* **DO THIS**: Return only the lines from the top of the data down to the one that holds "import React from", both included, without any pictures.

* **DATASET SECTION**:
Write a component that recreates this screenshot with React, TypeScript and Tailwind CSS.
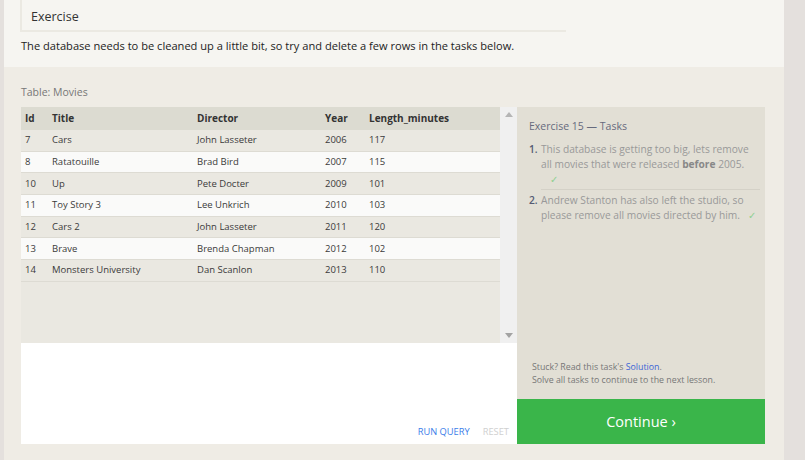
import React from "react";

const rows = [
  ["7", "Cars", "John Lasseter", "2006", "117"],
  ["8", "Ratatouille", "Brad Bird", "2007", "115"],
  ["10", "Up", "Pete Docter", "2009", "101"],
  ["11", "Toy Story 3", "Lee Unkrich", "2010", "103"],
  ["12", "Cars 2", "John Lasseter", "2011", "120"],
  ["13", "Brave", "Brenda Chapman", "2012", "102"],
  ["14", "Monsters University", "Dan Scanlon", "2013", "110"],
];

export default function App() {
  return (
    <div
      className="flex w-[805px] h-[460px] bg-[#e4e0dd] overflow-hidden"
      style={{ fontFamily: '"Open Sans", "Noto Sans", sans-serif' }}
    >
      <div className="w-[4px] shrink-0" />
      <div className="w-[780px] shrink-0 flex flex-col bg-[#efece5]">
        {/* Top section */}
        <div className="h-[67px] bg-[#f6f5f1] pl-[16px] flex flex-col">
          <div className="w-[546px] h-[32px] border-l-2 border-b-2 border-[#ebe9e2] pl-[9px] pt-[8px] text-[12.5px] leading-[18px] text-[#333]">
            Exercise
          </div>
          <div className="mt-[6px] pl-[1px] text-[11.1px] text-[#222]">
            The database needs to be cleaned up a little bit, so try and delete a few rows in the tasks below.
          </div>
        </div>
        {/* Table label */}
        <div className="h-[40px] pl-[17px] pt-[18px] text-[10.5px] text-[#777]">Table: Movies</div>
        <div className="flex pl-[17px]">
          {/* Left: table + editor */}
          <div className="w-[496px] flex flex-col">
            <div className="flex h-[236px] bg-[#eae8e1]">
              <div className="w-[479px] flex flex-col text-[9.5px] text-[#3a3a3a]">
                <div className="h-[23px] bg-[#dcdbd1] flex items-center font-bold text-[10px] text-[#333]">
                  <span className="w-[31px] pl-[4px]">Id</span>
                  <span className="w-[145px]">Title</span>
                  <span className="w-[128px]">Director</span>
                  <span className="w-[44px]">Year</span>
                  <span>Length_minutes</span>
                </div>
                {rows.map((r, i) => (
                  <div
                    key={r[0]}
                    className={`h-[21.7px] flex items-center border-b border-[#dddbd3] ${i % 2 === 1 ? "bg-[#fafaf9]" : "bg-[#eae8e1]"}`}
                  >
                    <span className="w-[31px] pl-[4px]">{r[0]}</span>
                    <span className="w-[145px]">{r[1]}</span>
                    <span className="w-[128px]">{r[2]}</span>
                    <span className="w-[44px]">{r[3]}</span>
                    <span>{r[4]}</span>
                  </div>
                ))}
              </div>
              <div className="w-[17px] bg-[#f0f0f0] flex flex-col items-center justify-between py-[5px]">
                <svg width="8" height="5" viewBox="0 0 8 5"><path d="M0 5 L4 0 L8 5 Z" fill="#b5b5b5" /></svg>
                <svg width="8" height="5" viewBox="0 0 8 5"><path d="M0 0 L4 5 L8 0 Z" fill="#a3a3a3" /></svg>
              </div>
            </div>
            <div className="h-[101px] bg-white flex items-end justify-end pb-[5px] pr-[8px] gap-[13px] text-[9.3px]">
              <span className="text-[#3b7de9]">RUN QUERY</span>
              <span className="text-[#d0d0d0]">RESET</span>
            </div>
          </div>
          {/* Right panel */}
          <div className="w-[248px] flex flex-col">
            <div className="h-[292px] bg-[#e2dfd5] flex flex-col pl-[12px] pr-[6px] pt-[12px]">
              <div className="text-[10.5px] text-[#666a7d]">Exercise 15 — Tasks</div>
              <div className="mt-[7px] flex text-[10.2px] leading-[15px] text-[#999]">
                <span className="w-[12px] text-[#555a73] font-semibold">1.</span>
                <div className="flex-1 pr-[4px]">
                  This database is getting too big, lets remove all movies that were released <b className="text-[#888]">before</b> 2005.
                  <div className="pl-[9px] text-[#90d090]">✓</div>
                </div>
              </div>
              <div className="ml-[12px] -mr-[1px] mt-[2px] border-t border-[#d4d1c7]" />
              <div className="mt-[3px] flex text-[10.2px] leading-[15px] text-[#999]">
                <span className="w-[12px] text-[#555a73] font-semibold">2.</span>
                <div className="flex-1">
                  Andrew Stanton has also left the studio, so please remove all movies directed by {"him. "}
                  <span className="ml-[5px] text-[#90d090]">✓</span>
                </div>
              </div>
              <div className="mt-auto pb-[12px] pl-[3px] text-[8.8px] leading-[13px] text-[#777]">
                <div>Stuck? Read this task's <span className="text-[#3b64d6]">Solution</span>.</div>
                <div>Solve all tasks to continue to the next lesson.</div>
              </div>
            </div>
            <div className="h-[45px] bg-[#3ab54a] flex items-center justify-center text-white text-[14.5px]">
              Continue ›
            </div>
          </div>
        </div>
      </div>
    </div>
  );
}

* **SOLUTION TO THIS PROBLEM**:
Write a component that recreates this screenshot with React, TypeScript and Tailwind CSS.
import React from "react";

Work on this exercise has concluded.